At dinner at the American ambassador’s residence in Moscow some years ago, I asked a former senior foreign policy official if anyone in the Kremlin understood Ukraine. He replied that someone there understood Ukraine very well. He then added “but nobody listens to him.”
The abject failure of Russian policy toward Ukraine over the past seven years suggests the Kremlin and Vladimir Putin have a flawed understanding of the country.
On Dec. 17, Kremlin spokesperson Dmitry Peskov said, “Have we [Russia] lost Ukraine as a partner, ally and so on? At this point, yes, completely.”
The Russian leadership presumably did not intend this. Thus, the question of whether the Kremlin and Putin understand Ukraine. Many signs suggest that they do not.
Putin’s last visit to Kiev occurred in 2013, when he traveled to mark the 1025th anniversary of Kievan Rus’s acceptance of Christianity. In a speech Putin said, “We are all spiritual heirs of what happened here 1025 years ago. And in this sense we [Ukrainians and Russians] are, without a doubt, one people.”
What an utterly tone-deaf statement to make in Ukraine. Millions of ethnic Ukrainians heard it as a denial of their culture, history and language. Putin has since often repeated that point.
Russia’s use of military force to seize Crimea following the Maidan Revolution could hardly be expected to win over Ukrainian sympathies. Nor would sparking and sustaining a conflict in Donbas that has now claimed more than 13,000 lives.
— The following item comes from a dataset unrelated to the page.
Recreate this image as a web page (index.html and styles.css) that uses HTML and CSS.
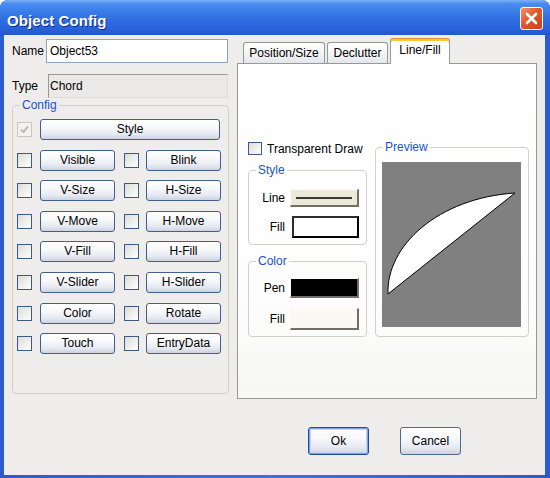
FILE: index.html
```html
<!DOCTYPE html>
<html>
<head>
<meta charset="utf-8">
<link rel="stylesheet" href="styles.css">
</head>
<body>
<div class="window">
  <div class="titlebar">
    <span class="title">Object Config</span>
    <span class="close"><svg width="21" height="21" viewBox="0 0 21 21"><path d="M6 6 L15 15 M15 6 L6 15" stroke="#fff" stroke-width="2.6" stroke-linecap="round"/></svg></span>
  </div>
  <div class="body">
    <div class="left">
      <div class="field">
        <span class="lbl name-lbl">Name</span>
        <div class="input name-input">Object53</div>
      </div>
      <div class="field type-field">
        <span class="lbl type-lbl">Type</span>
        <div class="input type-input">Chord</div>
      </div>
      <fieldset class="group config">
        <legend>Config</legend>
        <div class="cfg-rows">
          <div class="cfg-row">
            <span class="chk disabled"><svg width="13" height="13" viewBox="0 0 13 13"><path d="M3 6.5 L5.5 9 L10 3.5" fill="none" stroke="#bdbdbd" stroke-width="2"/></svg></span>
            <button class="btn wide">Style</button>
          </div>
          <div class="cfg-row"><span class="chk"></span><button class="btn">Visible</button><span class="chk c2"></span><button class="btn">Blink</button></div>
          <div class="cfg-row"><span class="chk"></span><button class="btn">V-Size</button><span class="chk c2"></span><button class="btn">H-Size</button></div>
          <div class="cfg-row"><span class="chk"></span><button class="btn">V-Move</button><span class="chk c2"></span><button class="btn">H-Move</button></div>
          <div class="cfg-row"><span class="chk"></span><button class="btn">V-Fill</button><span class="chk c2"></span><button class="btn">H-Fill</button></div>
          <div class="cfg-row"><span class="chk"></span><button class="btn">V-Slider</button><span class="chk c2"></span><button class="btn">H-Slider</button></div>
          <div class="cfg-row"><span class="chk"></span><button class="btn">Color</button><span class="chk c2"></span><button class="btn">Rotate</button></div>
          <div class="cfg-row"><span class="chk"></span><button class="btn">Touch</button><span class="chk c2"></span><button class="btn">EntryData</button></div>
        </div>
      </fieldset>
    </div>
    <div class="right">
      <div class="tabs">
        <div class="tab t1">Position/Size</div>
        <div class="tab t2">Declutter</div>
        <div class="tab t3 active">Line/Fill</div>
      </div>
      <div class="panel">
        <div class="panel-row">
          <div class="col-a">
            <div class="cb-row"><span class="chk small"></span><span>Transparent Draw</span></div>
            <fieldset class="group style-grp">
              <legend>Style</legend>
              <div class="sw-grid style-rows">
                <span class="sw-lbl">Line</span><span class="sw sw-line"><i></i></span>
                <span class="sw-lbl">Fill</span><span class="sw sw-fill"></span>
              </div>
            </fieldset>
            <fieldset class="group color-grp">
              <legend>Color</legend>
              <div class="sw-grid color-rows">
                <span class="sw-lbl">Pen</span><span class="sw sw-pen"></span>
                <span class="sw-lbl">Fill</span><span class="sw sw-cfill"></span>
              </div>
            </fieldset>
          </div>
          <fieldset class="group preview">
            <legend>Preview</legend>
            <div class="canvas">
              <svg width="139" height="165" viewBox="0 0 139 165"><path d="M6 132 C4 84 56 36 133 31 Z" fill="#fff" stroke="#000" stroke-width="1"/></svg>
            </div>
          </fieldset>
        </div>
      </div>
      <div class="footer">
        <button class="btn big default">Ok</button>
        <button class="btn big">Cancel</button>
      </div>
    </div>
  </div>
</div>
</body>
</html>
```
FILE: styles.css
```css
html, body {
  margin: 0;
  padding: 0;
  background: #ffffff;
}
body {
  font-family: "Liberation Sans", Arial, sans-serif;
  font-size: 12px;
  color: #000;
}
.window {
  width: 550px;
  height: 478px;
  display: flex;
  flex-direction: column;
  background: linear-gradient(90deg, #2a5bd0, #3f6fe0 50%, #2a5bd0);
  border-radius: 8px 8px 0 0;
  overflow: hidden;
}
.titlebar {
  height: 35px;
  flex: none;
  display: flex;
  align-items: flex-start;
  padding: 0 7px;
  background: linear-gradient(#7db2f6 0%, #4b8ef0 10%, #3a7ee9 30%, #2f6fe2 55%, #2963dc 80%, #2456cc 100%);
}
.title {
  margin-top: 12px;
  line-height: 17px;
  font-size: 15px;
  font-weight: bold;
  color: #fff;
  text-shadow: 1px 1px 0 #0e2c8c;
  letter-spacing: 0.1px;
}
.close {
  margin-left: auto;
  margin-top: 7px;
  width: 21px;
  height: 21px;
  border: 1px solid #fff;
  border-radius: 3px;
  background: linear-gradient(135deg, #f0936c 0%, #e2582d 45%, #c9401b 100%);
  display: flex;
}
.body {
  flex: 1;
  margin: 0 5px 3px 4px;
  background: #efecec;
  display: flex;
}
.left {
  width: 217px;
  padding: 4px 0 0 8px;
  flex: none;
}
.field {
  display: flex;
  align-items: center;
  height: 24px;
}
.type-field {
  margin-top: 11px;
}
.lbl {
  white-space: nowrap;
  flex: none;
}
.name-lbl {
  width: 33px;
  margin-right: 1px;
}
.type-lbl {
  width: 36px;
}
.input {
  box-sizing: border-box;
  height: 24px;
  line-height: 22px;
  flex: none;
}
.name-input {
  width: 182px;
  border: 1px solid #8fa3b9;
  background: #fff;
  padding-left: 3px;
}
.type-input {
  width: 180px;
  border: 1px solid;
  border-color: #9a9898 #dcdada #dcdada #9a9898;
  background: #ebe8e8;
  padding-left: 1px;
}
fieldset.group {
  margin: 0;
  padding: 0;
  border: 1px solid #d3d1c6;
  border-radius: 4px;
  min-inline-size: 0;
}
fieldset.group legend {
  margin-left: 7px;
  padding: 0 2px;
  font-size: 12px;
  line-height: 14px;
  color: #2153c6;
}
.config {
  width: 217px;
  box-sizing: border-box;
  margin-top: 9px;
}
.cfg-rows {
  display: flex;
  flex-direction: column;
  gap: 9.6px;
  padding: 7px 0 39px 4px;
}
.cfg-row {
  display: flex;
  align-items: center;
  height: 21px;
}
.chk {
  box-sizing: border-box;
  width: 15px;
  height: 15px;
  border: 1px solid #3b5a86;
  background: linear-gradient(135deg, #dcdcd6 0%, #f4f4f2 70%, #ffffff 100%);
  flex: none;
  margin-right: 8px;
  display: flex;
  align-items: center;
  justify-content: center;
}
.chk.disabled {
  border-color: #c9c7bd;
  background: #f3f2ee;
}
.chk.c2 {
  margin-left: 9px;
  margin-right: 7px;
}
.btn {
  box-sizing: border-box;
  width: 75px;
  height: 21px;
  margin: 0;
  padding: 0;
  border: 1px solid #415f8e;
  border-radius: 3px;
  background: linear-gradient(#ffffff 0%, #f7f8fb 40%, #e6e9f1 75%, #cdd2df 100%);
  font-family: "Liberation Sans", Arial, sans-serif;
  font-size: 12px;
  color: #000;
  text-align: center;
  line-height: 19px;
  flex: none;
}
.btn.wide {
  width: 180px;
}
.right {
  width: 300px;
  margin-left: 8px;
  padding-top: 3px;
  flex: none;
}
.tabs {
  display: flex;
  align-items: flex-end;
  height: 25px;
  padding-left: 6px;
}
.tab {
  box-sizing: border-box;
  height: 21px;
  margin-right: 2px;
  border: 1px solid #919b9c;
  border-bottom: none;
  border-radius: 3px 3px 0 0;
  background: linear-gradient(#ffffff 0%, #f6f6f6 45%, #e3e6ec 100%);
  text-align: center;
  line-height: 21px;
}
.t1 { width: 82px; }
.t2 { width: 61px; }
.t3 { width: 60px; }
.tab.active {
  position: relative;
  height: 26px;
  margin-bottom: -1px;
  background: #fff;
  border-top: 1px solid #e68b2c;
  box-shadow: inset 0 2px 0 #ffc73c;
  line-height: 22px;
}
.panel {
  box-sizing: border-box;
  height: 336px;
  border: 1px solid #919b9c;
  background: linear-gradient(#ffffff 0%, #fdfdfd 70%, #f7f7f5 100%);
  padding: 76px 0 0 10px;
}
.panel-row {
  display: flex;
  align-items: flex-start;
  gap: 8px;
}
.col-a {
  width: 119px;
  padding-top: 2px;
}
.cb-row {
  display: flex;
  align-items: center;
  height: 13px;
  white-space: nowrap;
}
.chk.small {
  width: 14px;
  height: 13px;
  margin-right: 5px;
}
.style-grp {
  margin-top: 8px !important;
}
.color-grp {
  margin-top: 9px !important;
}
.sw-grid {
  display: grid;
  grid-template-columns: 1fr 69px;
  column-gap: 5px;
  align-items: center;
  padding-right: 7px;
}
.style-rows {
  padding-top: 12px;
  padding-bottom: 6px;
  row-gap: 9px;
  grid-template-rows: 18px 22px;
}
.color-rows {
  padding-top: 10px;
  padding-bottom: 6px;
  row-gap: 10px;
  grid-template-rows: 20px 22px;
}
.sw-lbl {
  text-align: right;
}
.sw {
  box-sizing: border-box;
  display: flex;
  align-items: center;
  justify-content: center;
  height: 100%;
  border-style: solid;
  border-width: 1px 2px 2px 1px;
  border-color: #fbfbf8 #716f64 #716f64 #fbfbf8;
}
.sw-line {
  background: #ece9d8;
}
.sw-line i {
  display: block;
  width: 56px;
  height: 2px;
  background: #3a3a32;
}
.sw-fill {
  width: 67px;
  justify-self: end;
  background: #fff;
  border-width: 2px;
  border-color: #2e2e2e #000 #000 #2e2e2e;
}
.sw-pen {
  background: #000;
}
.sw-cfill {
  background: #fbf9f3;
}
.preview {
  width: 154px;
  box-sizing: border-box;
  margin-top: 0;
}
.canvas {
  padding: 8px 7px 9px 6px;
  display: flex;
}
.canvas svg {
  display: block;
  background: #808080;
}
.footer {
  display: flex;
  gap: 31px;
  margin-top: 28px;
  padding-left: 71px;
}
.btn.big {
  width: 61px;
  height: 28px;
  line-height: 26px;
  border-color: #50688e;
}
.btn.default {
  border-color: #1c4a9c;
  box-shadow: inset 0 0 0 1px #7fa2e4, inset 0 0 0 2px #c3d4f5;
}
```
Shortly after the Russia-Ukraine conflict began in 2014, Putin and other Russians started speaking of “Novorossiya” — the idea that much of eastern and southern Ukraine would rise in revolt against Kiev. The allure of Novorossiya held sway in Moscow long after it became clear that there was little enthusiasm among Ukrainians for breaking away.
Volodymyr Zelenskiy won the Ukrainian presidency in 2019. He came to office a political novice who comfortably spoke Russian and promised a different approach from that of his predecessor, whom Moscow despised. Zelensky endorsed the Minsk agreements as the basis for resolving the Donbas conflict and spoke approvingly of the “Steinmeier formula” for moving forward—politically risky steps for the new president given growing frustration and anger in Ukraine about the failure of the Minsk agreements to deliver peace in Donbas.
What did that get Zelensky? Putin agreed to a meeting in December 2019 with the Ukrainian leader, German Chancellor Angela Merkel and French President Emmanuel Macron. The meeting produced agreement on a prisoner exchange, a full ceasefire in Donbass and a follow-up meeting in spring 2020. Only the prisoner exchange occurred.
Rather than seek compromise, the Kremlin leaders seemed to calculate that they could force the newcomer to make humiliating concessions.
Moscow increasingly took the position that it was not a party to the conflict — despite a Russian signature to the Minsk II agreement — and sought to force Kiev to deal directly with the so-called Donetsk and Luhansk “people’s republics.” The Kremlin now swats away any request by Zelensky to meet Putin.
The unsurprising result: Zelenskiy’s attitude toward Moscow has hardened. While he brought to office an ambivalent view of the Ukraine-NATO relationship, he now publicly calls for an early membership path for Ukraine.
Kremlin policy has driven Ukraine away. More than anything else, it has persuaded the Ukrainian government and an increasingly large segment of the Ukrainian population that they can find security and stability only if their country is anchored in institutions such as the European Union and NATO.
The Kremlin appears intent on continuing this course. Putin released an essay in July in which he all but denied Ukraine’s right to exist as a sovereign nation. In October, former President Dmitry Medvedev termed talking to Kiev “pointless.”
The Russian military has massed tens of thousands of troops and tanks, artillery and other combat vehicles in staging areas near Ukraine, suggesting that Russia is preparing a major military assault.
That would not bring Ukraine back to Russia. It would instead generate more sanctions on Russia, an increased flow of Western arms to Ukraine, a bolstering of NATO military presence near Russia’s borders — and dead Russian soldiers.
The Russian military is undoubtedly stronger, but the Ukrainian military would exact a price. Moreover, Kiev is preparing for partisan warfare, and an early December poll showed that one-third of those asked, including one-fourth in the country’s east, would take up arms if the Russians invade.
It is time for the Russian leadership to reexamine the premises on which it has based its approach. Bad understanding leads to bad policy, and the Kremlin appears poised to make another in a line of mistakes in its approach toward Ukraine. This one would prove a tragedy for Ukraine … but also for Russia.